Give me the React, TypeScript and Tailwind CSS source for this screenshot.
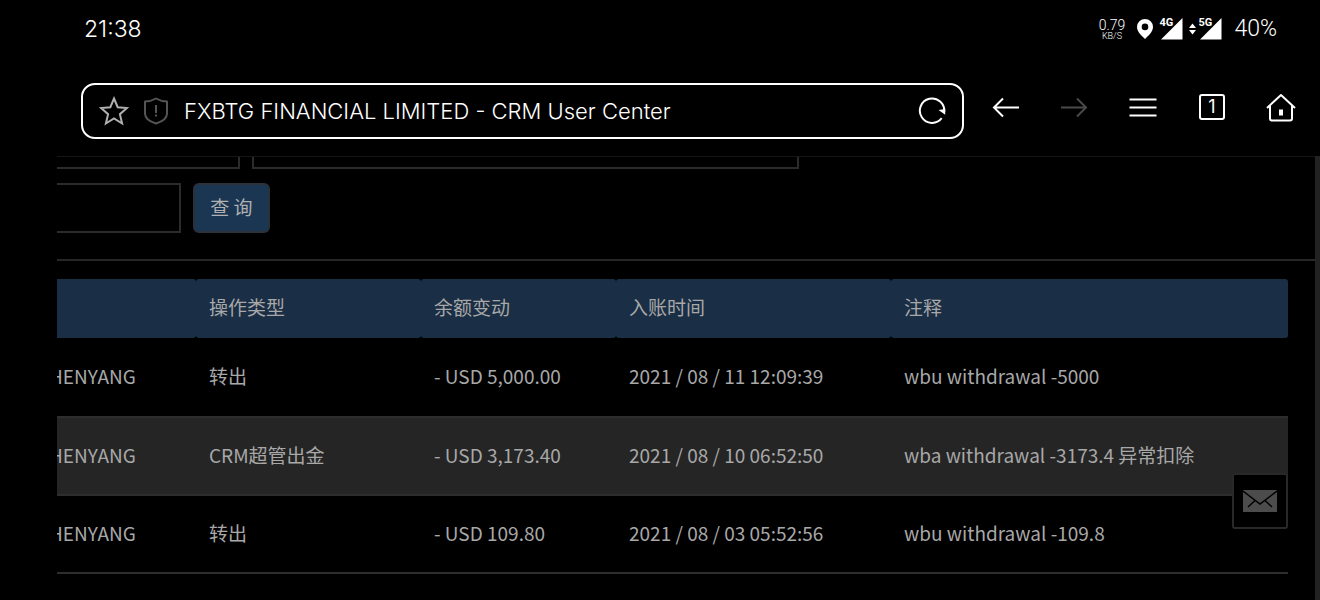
import * as React from "react";

interface Entry {
  account: string;
  type: string;
  change: string;
  time: string;
  note: string;
}

const entries: Entry[] = [
  {
    account: "HENYANG",
    type: "转出",
    change: "- USD 5,000.00",
    time: "2021 / 08 / 11 12:09:39",
    note: "wbu withdrawal -5000",
  },
  {
    account: "HENYANG",
    type: "CRM超管出金",
    change: "- USD 3,173.40",
    time: "2021 / 08 / 10 06:52:50",
    note: "wba withdrawal -3173.4 异常扣除",
  },
  {
    account: "HENYANG",
    type: "转出",
    change: "- USD 109.80",
    time: "2021 / 08 / 03 05:52:56",
    note: "wbu withdrawal -109.8",
  },
];

const headers = ["", "操作类型", "余额变动", "入账时间", "注释"];

const Signal = ({ label }: { label: string }) => (
  <span className="relative block h-6 w-6">
    <svg viewBox="0 0 24 24" className="h-6 w-6" fill="#fff" aria-hidden="true">
      <path d="M23.500 1v21.500H2z" />
    </svg>
    <span className="absolute top-0 left-0 text-[11px] leading-3 font-bold [text-shadow:1px_0_0_#000,1px_1px_0_#000]">
      {label}
    </span>
  </span>
);

const StatusBar = () => (
  <div className="flex h-14 items-center justify-between pt-0.5 pr-[43px] pl-[84px] font-light">
    <span className="text-[23px] leading-6">21:38</span>
    <div className="flex items-center font-[Roboto,sans-serif]">
      <div className="flex w-[27px] flex-col items-center">
        <span className="text-sm leading-[14px]">0.79</span>
        <span className="text-[9px] leading-[9px]">KB/S</span>
      </div>
      <svg viewBox="0 0 16 20" className="ml-3 h-5 w-4" fill="#fff" aria-hidden="true">
        <path
          fillRule="evenodd"
          d="M8 0a8 8 0 0 0-8 8c0 5 5 9 8 12 3-3 8-7 8-12a8 8 0 0 0-8-8zm0 4.600a3.300 3.300 0 1 1 0 6.600 3.300 3.300 0 0 1 0-6.600z"
        />
      </svg>
      <div className="ml-1.5 flex items-center">
        <Signal label="4G" />
        <svg viewBox="0 0 7 12" className="mr-0.5 ml-1.5 h-3 w-[7px]" fill="#fff" aria-hidden="true">
          <path d="M3.500 0.500 7 5H0zM0 7h7l-3.500 4.500z" />
        </svg>
        <Signal label="5G" />
      </div>
      <span className="ml-3 text-[23px] leading-6">40%</span>
    </div>
  </div>
);

const AddressBar = () => (
  <div className="flex h-14 min-w-0 flex-1 items-center rounded-[14px] border-2 border-white pr-4 pl-4">
    <button type="button" aria-label="Bookmark">
      <svg viewBox="0 0 30 30" className="h-[30px] w-[30px]" fill="none" stroke="#b0b0b0" strokeWidth="2">
        <path d="M15 2.500l3.700 8.700 9.300.8-7.100 6.200 2.200 9.300-8.100-5-8.100 5 2.200-9.300L2 12l9.300-.8z" />
      </svg>
    </button>
    <button type="button" aria-label="Site security" className="ml-3.5">
      <svg viewBox="0 0 26 28" className="h-7 w-[26px]" fill="none" stroke="#555" strokeWidth="2">
        <path d="M13 1.500c3.500 2 7 3 11 3v12c0 5-5.500 8.300-11 10-5.500-1.700-11-5-11-10v-12c4 0 7.500-1 11-3z" strokeLinejoin="round" />
        <path d="M13 8v8M13 17.500v2" />
      </svg>
    </button>
    <input
      aria-label="Page address"
      readOnly
      value="FXBTG FINANCIAL LIMITED - CRM User Center"
      className="ml-[15px] min-w-0 flex-1 bg-transparent text-[22px] leading-7 font-light outline-none"
    />
    <button type="button" aria-label="Reload">
      <svg viewBox="0 0 28 28" className="h-7 w-7" fill="none" stroke="#fff" strokeWidth="2">
        <path d="M23.700 21.200A12.200 12.200 0 1 1 26.200 15" />
        <path d="M20.500 13l6.700 4.800V12z" fill="#fff" stroke="none" />
      </svg>
    </button>
  </div>
);

const NavButton = ({ label, children }: { label: string; children: React.ReactNode }) => (
  <button type="button" aria-label={label} className="h-[30px] w-[30px]">
    <svg viewBox="0 0 30 30" className="h-[30px] w-[30px]" fill="none" stroke="#fff" strokeWidth="2">
      {children}
    </svg>
  </button>
);

const Toolbar = () => (
  <nav className="flex items-start pt-[27px] pr-6 pb-[17px] pl-[81px]">
    <AddressBar />
    <div className="ml-[26px] flex gap-[39px] pt-[9px]">
      <NavButton label="Back">
        <path d="M29 15.500H4M13 6.500l-9 9 9 9" />
      </NavButton>
      <NavButton label="Forward">
        <path d="M2 15.500h25M18 6.500l9 9-9 9" stroke="#4a4a4a" />
      </NavButton>
      <NavButton label="Menu">
        <path d="M1.500 7.500h27M1.500 15.500h27M1.500 23.500h27" />
      </NavButton>
      <button type="button" aria-label="Tabs" className="flex h-[30px] w-[30px] items-center justify-center">
        <span className="flex h-[26px] w-[26px] items-center justify-center rounded-[3px] border-2 border-white text-lg leading-5">
          1
        </span>
      </button>
      <NavButton label="Home">
        <path d="M1 16 15 3l14 13" strokeLinejoin="round" />
        <path d="M4 14v12.500a2 2 0 0 0 2 2h18a2 2 0 0 0 2-2V14" />
        <path d="M13 17.500h4v6h-4z" fill="#fff" stroke="none" />
      </NavButton>
    </div>
  </nav>
);

const Filters = () => (
  <form className="border-b-2 border-[#272727] pb-[26px]" onSubmit={(e) => e.preventDefault()}>
    {/* this row is mostly scrolled out under the toolbar */}
    <div className="flex h-3 items-end gap-3 overflow-hidden">
      <input aria-label="Account" className="h-[50px] w-[183px] shrink-0 border-2 border-l-0 border-[#2b2b2b] bg-black px-3" />
      <input aria-label="Date range" className="h-[50px] w-[547px] border-2 border-[#2b2b2b] bg-black px-3" />
    </div>
    <div className="mt-3.5 flex gap-3">
      <input aria-label="Keyword" className="h-[50px] w-[124px] border-2 border-l-0 border-[#2b2b2b] bg-black px-3" />
      <button
        type="submit"
        className="h-[50px] w-[77px] rounded-md border-2 border-[#2b3138] bg-[#1b3653] pb-0.5 text-[19px] text-[#b0b0b0]"
      >
        查 询
      </button>
    </div>
  </form>
);

const EntryTable = () => (
  <div className="mr-[27px] overflow-hidden">
    <table className="-ml-2 w-[calc(100%+8px)] table-fixed border-separate border-spacing-0 text-left">
      <colgroup>
        <col className="w-[147px]" />
        <col className="w-[225px]" />
        <col className="w-[195px]" />
        <col className="w-[275px]" />
        <col />
      </colgroup>
      <thead>
        <tr>
          {headers.map((header, i) => (
            <th key={i} className="h-[59px] rounded-[3px] bg-[#1a2e45] px-[13px] pb-[3px] font-normal">
              {header}
            </th>
          ))}
        </tr>
      </thead>
      <tbody className="[&_td]:h-[78px] [&_td]:border-b-2 [&_td]:border-[#2d2d2d] [&_td]:px-[13px] [&_td]:pb-0.5 [&_tr:first-child_td]:h-20">
        {entries.map((entry, i) => (
          <tr key={entry.time} className={i % 2 === 1 ? "bg-[#252525]" : ""}>
            <td className="!px-0">{entry.account}</td>
            <td>{entry.type}</td>
            <td>{entry.change}</td>
            <td>{entry.time}</td>
            <td>{entry.note}</td>
          </tr>
        ))}
      </tbody>
    </table>
  </div>
);

export default function App() {
  return (
    <div className="relative flex h-screen min-h-[600px] flex-col overflow-hidden bg-black font-[Inter,'Noto_Sans_CJK_SC',sans-serif] text-white">
      <header>
        <StatusBar />
        <Toolbar />
      </header>
      <main className="flex flex-1 pl-[57px]">
        <div className="min-w-0 flex-1 border-t border-[#151515] font-['Noto_Sans_CJK_SC',sans-serif] text-[19px] leading-7 text-[#a8a8a8]">
          <Filters />
          <div className="pt-[18px]">
            <EntryTable />
          </div>
        </div>
        <div className="w-[5px] bg-[#222]" />
      </main>
      <button
        type="button"
        aria-label="Messages"
        className="absolute right-8 bottom-[71px] flex h-14 w-14 items-center justify-center rounded-[3px] border-2 border-[#292929] bg-black"
      >
        <svg viewBox="0 0 34 22" className="h-[22px] w-[34px]">
          <path d="M0 0h34v22H0z" fill="#4c4c4c" />
          <path d="M0 1l17 13L34 1M12 10.500l-7 6.500M22 10.500l7 6.500" fill="none" stroke="#000" strokeWidth="1.500" />
        </svg>
      </button>
    </div>
  );
}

-----

Above are lines of data; state how many of them contain the word "this", with no other output.

### Answer to the task
2